Domestic Workers
DOMESTIC WORKERS are the least respected and least exposed working group of women though their contribution to the economy is substantial. Though they are in the periphery as a labor force, they enable professional women to have the time to engage in practical pursuits to further their careers.
They are the ones who spend more working hours with our offspring to the extent that they have a certain degree of influence on children’s upbringing and in shaping their mental growth. However, rarely have we heard of a house girl making a success of her ‘career.’ As one person put it succinctly “Once a house girl, always a house girl.” On the whole house girls either continue working as ‘house girls’ for the rest of their lives having no upward mobility.
Those who are ‘lucky’ enough change jobs to get employment in bars under more or less the same terms as they used to get as ‘house girls.” In a random survey conducted by this writer, 65 per cent of the domestic workers said they were aspiring to get jobs in bars. For them it was a step up on the social ladder.
It should be noted that finding jobs is not difficult. The difficulty arises when employer or prospective domestic worker discuss terms of employment. The employers are often not well off but have to employ domestic workers to take care of their houses and children to enable them (employers) to work outside the home and earn salaries. Why are the domestic workers not protected by the Employment Act?

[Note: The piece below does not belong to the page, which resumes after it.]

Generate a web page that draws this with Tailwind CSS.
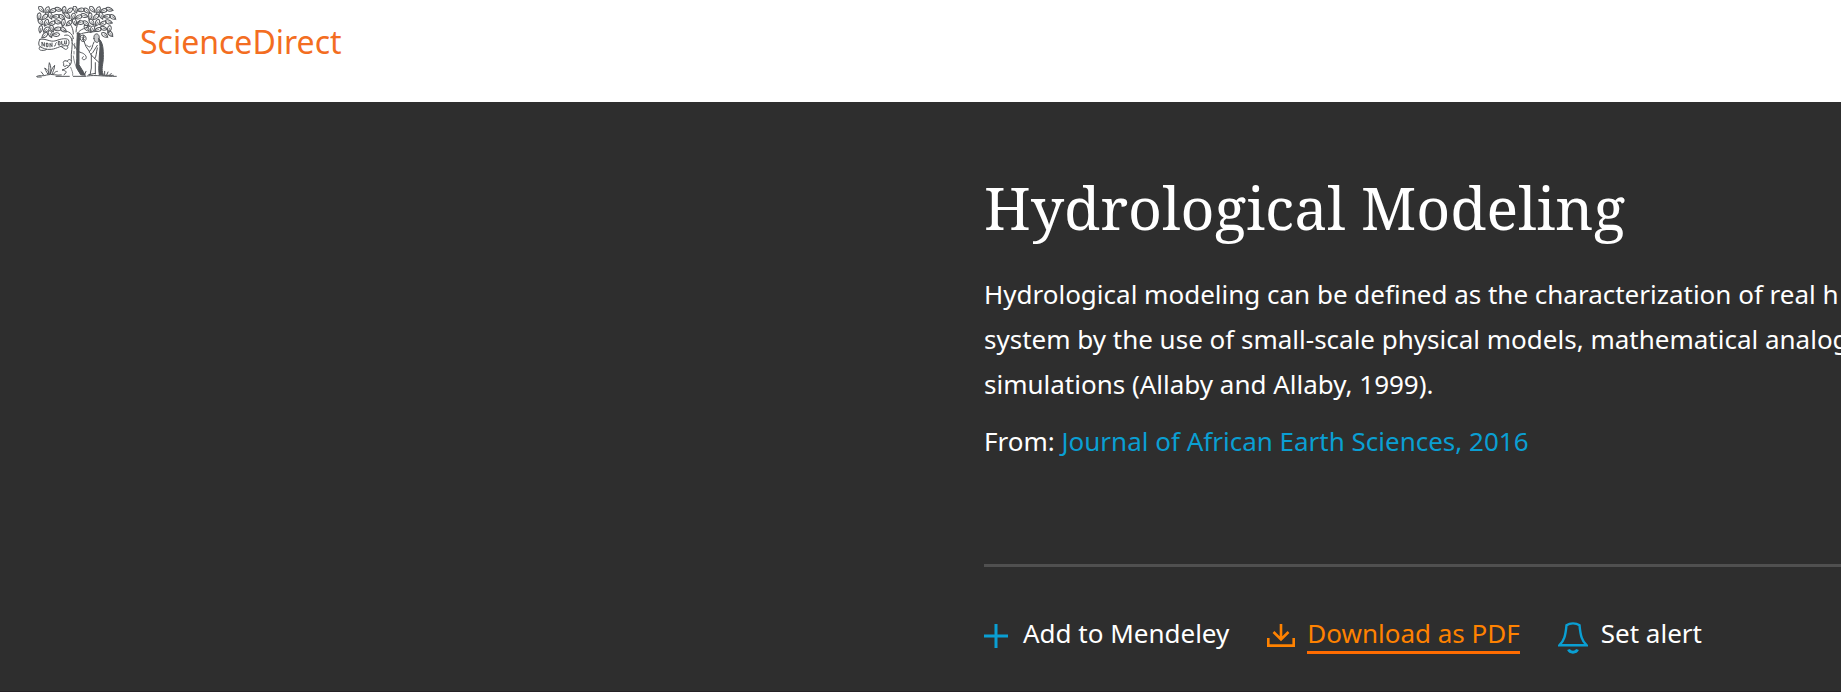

Prior to 1962 there was no law insisting on minimum wages for domestic workers. Also prior to 1962 there was no job security for domestic workers. For example domestic workers could be summarily dismissed without any rights to protest against such action from their employers. In 1962 the Minimum Wage Act was passed which gave all workers including domestic workers the right to be paid the minimum wage. The Act also provided severance allowance for all workers including domestic workers
But most domestic workers are not paid the minimum wage! This is because of the prevailing circumstances. If an employer earns, for example 250,000/= a month in her job, she can hardly afford to pay the minimum wage of 40,000/= (The minimum wage has been increased). So what they do is to offer the girls about 30,000/= and pledge free board and lodgings. The girls agree to the wages as many of them are naïve and think that 30,000/= is a lot of money. By the time they become aware of the cost of living in big towns, it is too late to bargain for a rise. Some of them put up with it, while others leave – often without notice – to seek employment elsewhere.
WORKING HOURS
In 1972 a law was passed. The law stated that all workers should work not more than 45 hours a week. Domestic workers were excluded. They are supposed to work 9 hours a day for 6 days a week. This means they have to work 48 hours a week with a day off. And although the maternity leave Act of paid maternity leave for 84 days for all women workers regardless of marital status also included domestic workers it is not applicable to them. Why are these labor laws not effective to domestic workers?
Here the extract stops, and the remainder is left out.